Modern internet technologies underpin these networks end to end. Cloud-native cores support automation, observability, and rapid scaling. Multi-access edge computing keeps latency-sensitive workloads—such as robotics control or AR assistance—close to users. IPv6, private APNs, and segmented routing separate research traffic from general use, while zero-trust principles strengthen security. Device readiness continues to improve, with many laptops, tablets, and smartphones supporting Band 48; rugged handhelds, fixed wireless CPE, and routers bring coverage to vehicles and hard-to-wire sites. Integration with existing Wi‑Fi and identity systems lets administrators steer traffic intelligently based on application needs and user roles.

Digital solutions for campus operations

CBRS private networks enable digital solutions that demand predictable performance and broad coverage. Facilities teams can connect HVAC controllers, utility meters, and video analytics without relying on congested unlicensed bands. Asset tracking and wayfinding increase operational awareness across sprawling grounds. In healthcare and research, reliable mobility supports telemetry, telepresence, and secure data flows between labs and data centers. Safety teams benefit from high-availability push-to-talk, location services, and prioritized messaging during events. Because the network is owned or tightly governed by the enterprise, policy updates, quality-of-service tiers, and device admission rules can be applied uniformly across buildings, parking areas, practice fields, and transit corridors.

Web development for network portals

Effective operations hinge on usable software. Web development teams build admin portals, device enrollment pages, and user-facing dashboards that sit atop APIs from the cellular core, SIM management, and spectrum systems. Single sign-on, role-based access, and audit logs help align network actions with campus governance. Developers often integrate data from radio planners, performance probes, and ticketing tools to present a unified view of coverage, capacity, and incidents. For student or staff onboarding, responsive web flows can pair devices with the right profiles and guide users when to prefer Wi‑Fi or cellular. Standards-based interfaces and clear documentation reduce friction for departments offering local services in your area of the campus.

Online marketing for stakeholder adoption

Even the most capable network underperforms without informed users. Online marketing principles help campuses communicate what the CBRS network is for, how privacy is protected, and which services benefit. Clear landing pages, concise explainer videos, and context-aware messages in learning platforms can raise awareness without hype. Faculty may value reliable outdoor coverage for fieldwork; maintenance crews may prioritize push-to-talk and video; event organizers may care about pop-up capacity in plazas and stadiums. Sharing plain-language policies on data handling and retention builds trust, while periodic pulse surveys reveal where training or signage could improve adoption.
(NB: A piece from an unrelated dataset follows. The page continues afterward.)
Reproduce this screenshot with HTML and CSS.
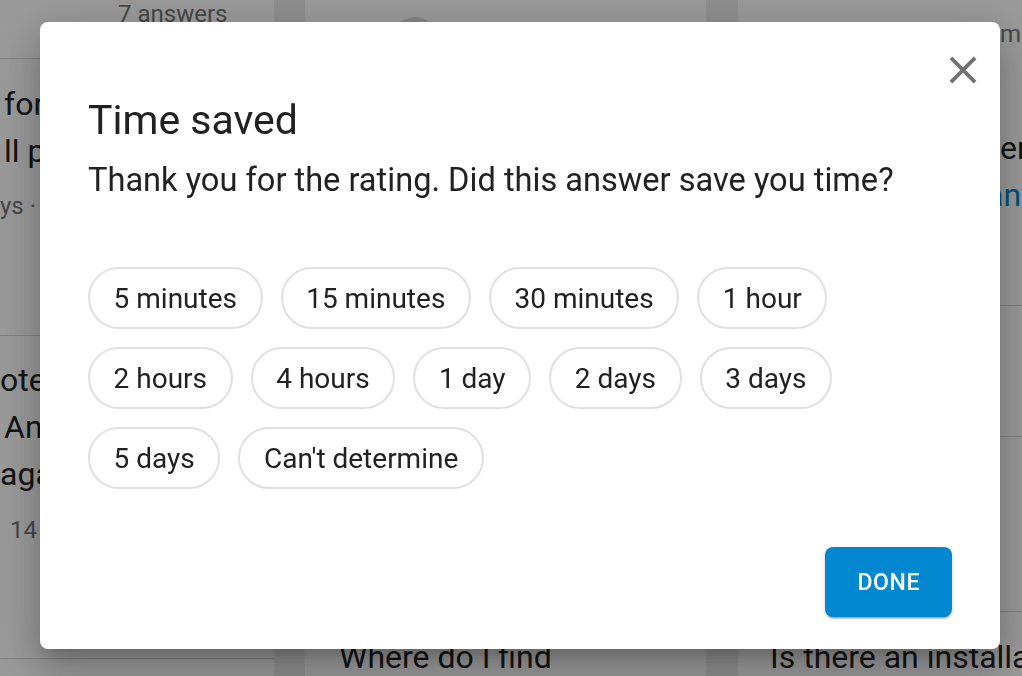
FILE: index.html
```html
<!DOCTYPE html>
<html lang="en">
<head>
<meta charset="utf-8">
<title>Time saved</title>
<link rel="stylesheet" href="styles.css">
</head>
<body>
<div class="page">
  <div class="col col-left">
    <div class="card c-l1"><div class="count">7 answers</div></div>
    <div class="card c-l2">
      <div class="t">for the new release</div>
      <div class="t">ll pages sync</div>
      <div class="m shift">ys · 1 answer</div>
    </div>
    <div class="card c-l3">
      <div class="t shift">oted in the</div>
      <div class="t">Any update</div>
      <div class="t shift">again later</div>
      <div class="m ind">14 answers</div>
    </div>
    <div class="card c-l4"></div>
  </div>
  <div class="col col-mid">
    <div class="card c-m1"><div class="avatar"></div></div>
    <div class="card c-m2"><div class="t">Where do I find</div></div>
  </div>
  <div class="col col-right">
    <div class="card c-r1">
      <div class="m edge">months ago</div>
      <div class="t first">Question title</div>
      <div class="t edge">ent</div>
      <div class="link edge-a">answers</div>
    </div>
    <div class="card c-r2"></div>
    <div class="card c-r3"></div>
    <div class="card c-r4"><div class="t">Is there an installation guide</div></div>
  </div>
</div>

<div class="scrim">
  <div class="dialog" role="dialog" aria-labelledby="dlg-title">
    <div class="dialog-head">
      <button class="close" aria-label="Close">
        <svg viewBox="0 0 24 24" width="46" height="46"><path fill="currentColor" d="M19 6.41L17.59 5 12 10.59 6.41 5 5 6.41 10.59 12 5 17.59 6.41 19 12 13.41 17.59 19 19 17.59 13.41 12z"/></svg>
      </button>
    </div>
    <div class="dialog-body">
      <h2 class="title" id="dlg-title">Time saved</h2>
      <p class="subtitle">Thank you for the rating. Did this answer save you time?</p>
      <div class="chips">
        <span class="chip">5 minutes</span>
        <span class="chip">15 minutes</span>
        <span class="chip">30 minutes</span>
        <span class="chip">1 hour</span>
        <span class="chip">2 hours</span>
        <span class="chip">4 hours</span>
        <span class="chip">1 day</span>
        <span class="chip">2 days</span>
        <span class="chip">3 days</span>
        <span class="chip">5 days</span>
        <span class="chip">Can't determine</span>
      </div>
      <div class="actions">
        <button class="done">DONE</button>
      </div>
    </div>
  </div>
</div>
</body>
</html>
```
FILE: styles.css
```css
* { box-sizing: border-box; }
html, body { margin: 0; padding: 0; overflow: hidden; }
body {
  width: 1022px;
  height: 676px;
  background: #ededed;
  font-family: Roboto, "Noto Sans", "Liberation Sans", sans-serif;
  color: #212121;
}

/* background page */
.page { display: flex; height: 676px; }
.col { display: flex; flex-direction: column; flex: none; }
.col-left { width: 274px; margin-right: 31px; }
.col-mid { width: 401px; margin-right: 32px; }
.col-right { width: 460px; }
.card {
  background: #fff;
  border-bottom: 1px solid #d6d6d6;
  overflow: hidden;
  white-space: nowrap;
  flex: none;
}
.t { font-size: 32px; line-height: 47px; color: #212121; }
.m { font-size: 24px; line-height: 29px; color: #757575; margin-top: 18px; }
.count { font-size: 24px; line-height: 29px; color: #757575; }
.link { font-size: 32px; line-height: 47px; color: #0288d1; }
.shift { margin-left: -4px; }
.ind { padding-left: 6px; }

.c-l1 { height: 59px; padding-left: 118px; }
.c-l2 { height: 277px; padding: 22px 0 0 4px; }
.c-l2 .m { margin-top: 17px; }
.c-l3 { height: 323px; padding: 21px 0 0 4px; }
.c-l4 { flex: 1; border-bottom: 0; }

.c-m1 { height: 612px; padding: 17px 0 0 85px; }
.avatar { width: 50px; height: 50px; border-radius: 50%; background: #dcdcdc; }
.c-m2 { flex: 1; padding: 22px 0 0 34px; border-bottom: 0; }

.c-r1 { height: 306px; padding: 20px 0 0 32px; }
.c-r1 .m { margin-top: 0; }
.c-r1 .first { margin-top: 29px; }
.edge { padding-left: 230px; }
.edge-a { padding-left: 216px; }
.c-r2 { height: 131px; }
.c-r3 { height: 175px; }
.c-r4 { flex: 1; padding: 22px 0 0 32px; border-bottom: 0; }

/* modal */
.scrim {
  position: fixed;
  inset: 0;
  background: rgba(0, 0, 0, 0.4);
}
.dialog {
  width: 960px;
  height: 627px;
  margin: 22px 0 0 40px;
  background: #fff;
  border-radius: 8px;
  box-shadow: 0 11px 15px -7px rgba(0,0,0,.2), 0 24px 38px 3px rgba(0,0,0,.14), 0 9px 46px 8px rgba(0,0,0,.12);
  display: flex;
  flex-direction: column;
  padding: 25px 14px 32px 48px;
}
.dialog-head { display: flex; justify-content: flex-end; height: 46px; flex: none; }
.close {
  width: 46px; height: 46px; padding: 0; border: 0; background: none;
  color: #737373; display: block; cursor: pointer;
}
.close svg { display: block; }
.dialog-body {
  flex: 1;
  display: flex;
  flex-direction: column;
  padding-right: 34px;
}
.title {
  margin: 3px 0 0;
  font-size: 41px;
  line-height: 48px;
  font-weight: 400;
  color: #212121;
}
.subtitle {
  margin: 14px 0 0;
  font-size: 32.6px;
  line-height: 44px;
  color: #212121;
}
.chips {
  margin-top: 65px;
  display: flex;
  flex-wrap: wrap;
  gap: 18px;
}
.chip {
  height: 62px;
  border: 2px solid #e0e0e0;
  border-radius: 31px;
  padding: 0 23.6px;
  font-size: 28px;
  display: flex;
  align-items: center;
  color: #212121;
  white-space: nowrap;
}
.actions {
  margin-top: auto;
  display: flex;
  justify-content: flex-end;
}
.done {
  height: 70px;
  padding: 0 32px;
  border: 0;
  border-radius: 8px;
  background: #0288d1;
  color: #fff;
  font-family: Roboto, "Noto Sans", sans-serif;
  font-size: 23px;
  font-weight: 500;
  letter-spacing: 0.6px;
  box-shadow: 0 3px 1px -2px rgba(0,0,0,.2), 0 2px 2px 0 rgba(0,0,0,.14), 0 1px 5px 0 rgba(0,0,0,.12);
  cursor: pointer;
}
```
How CBRS complements existing connectivity

CBRS does not replace Wi‑Fi’s high-throughput indoor role or public carriers’ nationwide reach. Instead, it fills the middle ground where mobility, deterministic performance, and centralized policy are essential. Wi‑Fi remains ideal for dense classrooms and office productivity, while CBRS can anchor roaming devices, operational systems, and safety communications across large footprints. Interworking between Wi‑Fi and cellular lets IT redirect heavy downloads to Wi‑Fi and latency-sensitive tasks to cellular. With careful planning—coverage mapping, device certification checks, and security baselines—campuses can phase deployments building by building and align costs with the most impactful use cases.

Governance, security, and lifecycle considerations

Running a private cellular network is an ongoing program, not a one-off project. Governance structures should define who approves SIM profiles, how devices are retired, and when policies change. Security baselines include mutual authentication, least-privilege access, routine patching of core components, and encrypted transport for management APIs. Change windows and rollback plans reduce risk during software upgrades. Finally, lifecycle management should cover RF health checks, spectrum coordination audits, and periodic reviews of device compatibility as the ecosystem evolves from LTE toward 5G Standalone.

Outlook for U.S. campuses

As more devices ship with Band 48 and as toolchains mature, CBRS private networks are likely to spread beyond early adopters into everyday campus infrastructure. The model gives enterprises a controllable layer for mobility and IoT while maintaining coexistence with Wi‑Fi and carrier services. Measured rollouts, transparent communication, and steady operational discipline will determine long-term value as connectivity becomes a foundational utility across education, healthcare, and industrial environments.